** Start Information provided **

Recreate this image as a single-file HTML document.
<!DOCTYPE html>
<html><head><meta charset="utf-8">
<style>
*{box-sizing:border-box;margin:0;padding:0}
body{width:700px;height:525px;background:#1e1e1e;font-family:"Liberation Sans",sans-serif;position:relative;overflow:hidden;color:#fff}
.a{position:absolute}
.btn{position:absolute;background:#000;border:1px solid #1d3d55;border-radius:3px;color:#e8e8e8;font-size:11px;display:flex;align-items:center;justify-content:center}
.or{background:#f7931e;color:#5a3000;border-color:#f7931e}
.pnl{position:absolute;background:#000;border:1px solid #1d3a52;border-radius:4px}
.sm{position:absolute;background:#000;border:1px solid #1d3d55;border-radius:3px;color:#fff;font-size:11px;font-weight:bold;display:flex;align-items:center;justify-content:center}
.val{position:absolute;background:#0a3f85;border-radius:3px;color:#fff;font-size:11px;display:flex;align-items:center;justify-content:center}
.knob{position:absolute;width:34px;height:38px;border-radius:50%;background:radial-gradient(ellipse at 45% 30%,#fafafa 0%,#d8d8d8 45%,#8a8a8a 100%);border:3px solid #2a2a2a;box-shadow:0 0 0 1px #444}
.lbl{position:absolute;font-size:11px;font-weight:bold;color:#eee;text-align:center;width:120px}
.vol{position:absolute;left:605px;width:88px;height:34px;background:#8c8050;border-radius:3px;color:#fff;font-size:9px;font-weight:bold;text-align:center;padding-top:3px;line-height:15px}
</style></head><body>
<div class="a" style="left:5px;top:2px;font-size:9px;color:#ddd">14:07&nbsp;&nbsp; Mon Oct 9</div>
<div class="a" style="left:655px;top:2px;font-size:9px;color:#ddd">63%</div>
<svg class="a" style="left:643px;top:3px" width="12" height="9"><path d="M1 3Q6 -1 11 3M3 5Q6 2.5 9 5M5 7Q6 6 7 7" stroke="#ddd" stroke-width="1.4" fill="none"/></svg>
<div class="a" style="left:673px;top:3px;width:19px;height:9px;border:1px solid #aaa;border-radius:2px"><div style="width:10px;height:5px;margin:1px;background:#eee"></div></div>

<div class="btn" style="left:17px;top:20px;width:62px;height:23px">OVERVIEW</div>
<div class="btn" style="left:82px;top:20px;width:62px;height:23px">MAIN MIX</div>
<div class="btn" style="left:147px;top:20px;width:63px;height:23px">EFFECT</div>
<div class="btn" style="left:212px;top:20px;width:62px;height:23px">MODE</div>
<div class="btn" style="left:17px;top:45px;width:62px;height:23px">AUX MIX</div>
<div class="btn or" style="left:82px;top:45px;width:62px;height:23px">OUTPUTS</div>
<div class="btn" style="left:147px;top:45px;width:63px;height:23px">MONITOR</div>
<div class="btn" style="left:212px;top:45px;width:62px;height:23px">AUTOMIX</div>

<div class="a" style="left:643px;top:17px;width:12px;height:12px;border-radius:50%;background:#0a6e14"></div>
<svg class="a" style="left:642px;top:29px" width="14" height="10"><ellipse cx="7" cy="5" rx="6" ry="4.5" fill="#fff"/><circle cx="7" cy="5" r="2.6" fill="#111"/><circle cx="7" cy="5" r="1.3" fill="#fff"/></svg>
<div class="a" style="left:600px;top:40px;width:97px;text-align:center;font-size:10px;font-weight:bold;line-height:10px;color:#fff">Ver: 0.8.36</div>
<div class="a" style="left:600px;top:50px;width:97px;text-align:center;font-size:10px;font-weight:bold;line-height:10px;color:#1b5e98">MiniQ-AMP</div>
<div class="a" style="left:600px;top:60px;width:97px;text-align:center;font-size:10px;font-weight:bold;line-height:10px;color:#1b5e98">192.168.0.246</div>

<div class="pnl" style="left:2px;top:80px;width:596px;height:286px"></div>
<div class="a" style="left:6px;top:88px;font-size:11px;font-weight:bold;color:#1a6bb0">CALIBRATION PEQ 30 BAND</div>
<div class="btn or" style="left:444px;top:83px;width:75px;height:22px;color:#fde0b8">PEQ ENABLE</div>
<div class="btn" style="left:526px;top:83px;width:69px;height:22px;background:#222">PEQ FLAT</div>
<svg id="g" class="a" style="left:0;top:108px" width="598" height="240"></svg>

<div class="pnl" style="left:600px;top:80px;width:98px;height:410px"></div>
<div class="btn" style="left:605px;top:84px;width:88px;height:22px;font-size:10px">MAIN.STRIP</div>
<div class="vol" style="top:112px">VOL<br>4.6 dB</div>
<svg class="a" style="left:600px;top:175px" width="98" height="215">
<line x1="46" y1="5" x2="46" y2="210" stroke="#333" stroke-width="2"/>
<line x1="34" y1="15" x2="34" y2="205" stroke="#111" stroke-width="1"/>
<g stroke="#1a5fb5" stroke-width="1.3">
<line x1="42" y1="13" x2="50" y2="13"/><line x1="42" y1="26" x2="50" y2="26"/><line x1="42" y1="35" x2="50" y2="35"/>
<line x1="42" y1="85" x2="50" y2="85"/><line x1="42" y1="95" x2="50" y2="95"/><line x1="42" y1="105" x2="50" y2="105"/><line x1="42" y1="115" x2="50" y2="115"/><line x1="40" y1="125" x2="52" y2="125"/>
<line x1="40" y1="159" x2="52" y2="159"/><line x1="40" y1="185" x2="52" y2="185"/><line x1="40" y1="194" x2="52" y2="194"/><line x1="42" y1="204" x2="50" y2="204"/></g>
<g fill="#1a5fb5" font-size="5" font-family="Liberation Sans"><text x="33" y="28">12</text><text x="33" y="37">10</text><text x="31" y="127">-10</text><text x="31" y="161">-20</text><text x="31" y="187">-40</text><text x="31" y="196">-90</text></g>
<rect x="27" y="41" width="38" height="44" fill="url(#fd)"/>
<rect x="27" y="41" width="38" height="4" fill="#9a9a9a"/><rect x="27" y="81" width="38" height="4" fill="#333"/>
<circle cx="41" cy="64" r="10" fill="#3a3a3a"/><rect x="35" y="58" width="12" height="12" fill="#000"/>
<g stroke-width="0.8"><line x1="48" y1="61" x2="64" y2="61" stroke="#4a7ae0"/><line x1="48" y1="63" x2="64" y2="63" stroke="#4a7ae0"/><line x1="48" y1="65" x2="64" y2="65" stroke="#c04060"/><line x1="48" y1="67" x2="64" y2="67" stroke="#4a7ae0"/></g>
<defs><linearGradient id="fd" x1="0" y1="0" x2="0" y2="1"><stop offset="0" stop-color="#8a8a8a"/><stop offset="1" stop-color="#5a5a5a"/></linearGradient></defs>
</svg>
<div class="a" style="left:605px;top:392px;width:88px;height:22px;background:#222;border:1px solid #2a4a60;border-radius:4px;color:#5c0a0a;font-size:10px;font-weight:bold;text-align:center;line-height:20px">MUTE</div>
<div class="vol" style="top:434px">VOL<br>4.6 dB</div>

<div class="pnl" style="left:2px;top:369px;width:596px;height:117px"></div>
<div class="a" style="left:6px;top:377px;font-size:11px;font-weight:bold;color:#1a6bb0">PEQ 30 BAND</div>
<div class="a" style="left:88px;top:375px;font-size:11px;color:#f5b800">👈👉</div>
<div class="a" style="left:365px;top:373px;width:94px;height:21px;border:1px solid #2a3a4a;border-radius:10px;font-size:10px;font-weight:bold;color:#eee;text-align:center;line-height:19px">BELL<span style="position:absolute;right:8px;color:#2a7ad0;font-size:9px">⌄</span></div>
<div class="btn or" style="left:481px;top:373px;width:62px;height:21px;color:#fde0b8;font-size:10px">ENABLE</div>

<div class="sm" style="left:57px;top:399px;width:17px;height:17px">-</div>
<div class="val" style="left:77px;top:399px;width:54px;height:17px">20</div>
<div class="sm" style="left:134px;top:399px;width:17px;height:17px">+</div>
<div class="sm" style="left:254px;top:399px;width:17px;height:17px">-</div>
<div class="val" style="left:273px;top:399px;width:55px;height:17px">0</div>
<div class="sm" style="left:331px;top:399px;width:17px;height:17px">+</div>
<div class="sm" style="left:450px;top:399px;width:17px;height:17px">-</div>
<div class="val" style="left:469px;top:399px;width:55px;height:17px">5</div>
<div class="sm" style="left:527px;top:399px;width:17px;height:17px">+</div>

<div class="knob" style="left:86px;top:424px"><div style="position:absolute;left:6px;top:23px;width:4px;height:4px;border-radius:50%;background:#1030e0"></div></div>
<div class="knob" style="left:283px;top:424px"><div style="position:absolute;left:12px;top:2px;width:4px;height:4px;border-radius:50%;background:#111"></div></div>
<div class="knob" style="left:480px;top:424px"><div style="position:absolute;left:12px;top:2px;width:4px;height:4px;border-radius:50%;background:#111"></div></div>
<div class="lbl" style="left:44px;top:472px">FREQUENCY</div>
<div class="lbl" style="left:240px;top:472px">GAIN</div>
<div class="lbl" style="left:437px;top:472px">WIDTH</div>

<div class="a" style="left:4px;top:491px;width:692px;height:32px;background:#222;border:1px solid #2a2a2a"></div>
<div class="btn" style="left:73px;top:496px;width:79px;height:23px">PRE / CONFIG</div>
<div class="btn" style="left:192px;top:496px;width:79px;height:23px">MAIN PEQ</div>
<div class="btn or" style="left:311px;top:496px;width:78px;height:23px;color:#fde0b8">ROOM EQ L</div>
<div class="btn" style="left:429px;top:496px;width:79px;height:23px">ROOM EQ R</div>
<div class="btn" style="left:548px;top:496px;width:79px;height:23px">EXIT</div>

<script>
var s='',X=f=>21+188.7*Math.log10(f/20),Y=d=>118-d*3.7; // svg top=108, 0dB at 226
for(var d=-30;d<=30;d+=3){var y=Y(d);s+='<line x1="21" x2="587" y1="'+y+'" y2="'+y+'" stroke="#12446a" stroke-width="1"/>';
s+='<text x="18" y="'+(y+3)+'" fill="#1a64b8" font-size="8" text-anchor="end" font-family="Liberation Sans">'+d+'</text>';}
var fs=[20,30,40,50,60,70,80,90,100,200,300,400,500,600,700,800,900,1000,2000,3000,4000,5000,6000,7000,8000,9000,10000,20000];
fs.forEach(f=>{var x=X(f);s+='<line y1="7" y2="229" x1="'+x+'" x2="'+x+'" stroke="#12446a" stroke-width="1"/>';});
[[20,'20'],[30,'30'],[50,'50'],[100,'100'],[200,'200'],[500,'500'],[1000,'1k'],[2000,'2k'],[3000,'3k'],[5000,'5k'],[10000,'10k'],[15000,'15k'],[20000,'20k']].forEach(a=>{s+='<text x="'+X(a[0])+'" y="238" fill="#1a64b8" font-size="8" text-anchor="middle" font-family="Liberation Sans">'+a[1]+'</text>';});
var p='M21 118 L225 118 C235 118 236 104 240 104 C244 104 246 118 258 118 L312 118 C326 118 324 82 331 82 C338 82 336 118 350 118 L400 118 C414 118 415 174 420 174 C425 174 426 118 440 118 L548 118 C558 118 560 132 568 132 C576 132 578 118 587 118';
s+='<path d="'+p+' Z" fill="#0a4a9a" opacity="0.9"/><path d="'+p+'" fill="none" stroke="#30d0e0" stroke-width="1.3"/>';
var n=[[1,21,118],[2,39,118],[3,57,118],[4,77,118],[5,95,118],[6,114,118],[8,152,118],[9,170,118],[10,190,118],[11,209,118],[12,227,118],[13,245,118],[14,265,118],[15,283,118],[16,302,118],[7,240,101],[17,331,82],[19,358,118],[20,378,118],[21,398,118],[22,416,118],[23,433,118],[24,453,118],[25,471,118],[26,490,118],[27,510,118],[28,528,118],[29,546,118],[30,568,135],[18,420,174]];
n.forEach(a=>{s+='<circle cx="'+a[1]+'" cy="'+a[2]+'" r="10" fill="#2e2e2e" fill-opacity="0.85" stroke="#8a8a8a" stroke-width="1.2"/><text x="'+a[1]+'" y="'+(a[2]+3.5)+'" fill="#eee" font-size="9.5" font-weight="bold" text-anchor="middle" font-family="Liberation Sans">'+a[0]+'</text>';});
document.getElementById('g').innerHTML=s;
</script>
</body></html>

** End Information provided **

§ **Task description**:
Pull out every line in the material above where "document" occurs.

§ **Worked answer**:
Recreate this image as a single-file HTML document.
document.getElementById('g').innerHTML=s;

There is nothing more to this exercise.